U.S. Poet Laureate and Emory University faculty member Natasha Trethewey has been named a 2013 member of the American Academy of Arts and Sciences, one of the nation's oldest and most prestigious honorary societies and a center for independent policy research.
"Natasha Trethewey is among the nation's foremost contemporary voices in poetry," says Emory Provost Claire Sterk. "She also is a deeply dedicated and gifted teacher, helping scores of Emory students understand the creative process and the meaning of poetry and its relation to our lives and history."
Trethewey, who is Robert W. Woodruff Professor of English and Creative Writing and director of the Creative Writing Program at Emory, is serving as 19th Poet Laureate, and is in residence through May 2013 at the Library of Congress in Washington, D.C. Her term coincides with the 75th anniversary of the library's Poetry and Literature Center.
Trethewey's poetry
Trethewey is the author of the Pulitzer Prize-winning poetry collection, “Native Guard” (2006), which Atlanta's Alliance Theatre will adapt for the stage in 2014 as part of the National Civil War Project.
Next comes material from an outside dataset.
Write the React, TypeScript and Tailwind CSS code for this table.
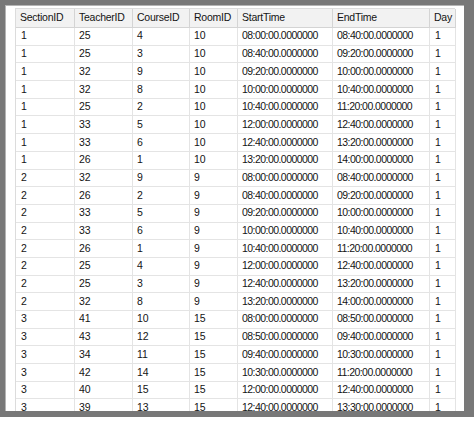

Other collections include “Bellocq’s Ophelia” (2002) and “Domestic Work” (2000) and her newest collection, “Thrall,” published in 2012. Trethewey also is the author of a book of creative nonfiction, “Beyond Katrina: A Meditation on the Mississippi Gulf Coast” (2010).
Poet Laureate of Mississippi
Born in Gulfport, Miss., Trethewey also currently serves as Poet Laureate of Mississippi. She holds a B.A. in English from the University of Georgia, an M.A. in poetry from Hollins University, and an M.F.A. from the University of Massachusetts, Amherst. From 2005-2006, she was appointed the Lehman Brady Joint Chair Professor of Documentary and American Studies at Duke University and the University of North Carolina-Chapel Hill, and from 2009-2010, she was the James Weldon Johnson Fellow in African American Studies at the Beinecke Library at Yale University.
Among Trethewey's other honors are fellowships from the Guggenheim Foundation, the National Endowment for the Arts, the Rockefeller Foundation Bellagio Study Center, and the Bunting Fellowship Program of the Radcliffe Institute for Advanced Study at Harvard. She also has received the Mississippi Institute of Arts and Letters Book Prize and the Lillian Smith Award for Poetry.
About the American Academy of Arts and Sciences
One of the nation’s most prestigious honorary societies, the Academy is also a leading center for independent policy research. Members contribute to Academy publications and studies of science and technology policy, energy and global security, social policy and American institutions, and the humanities, arts, and education.
Since its founding in 1780, the Academy has elected leading “thinkers and doers” from each generation, including George Washington and Benjamin Franklin in the 18th century, Daniel Webster and Ralph Waldo Emerson in the 19th, and Albert Einstein and Winston Churchill in the 20th. The current membership includes more than 250 Nobel laureates and more than 60 Pulitzer Prize winners.
The new class will be inducted at a ceremony on Oct. 12 at the Academy’s headquarters in Cambridge, Mass.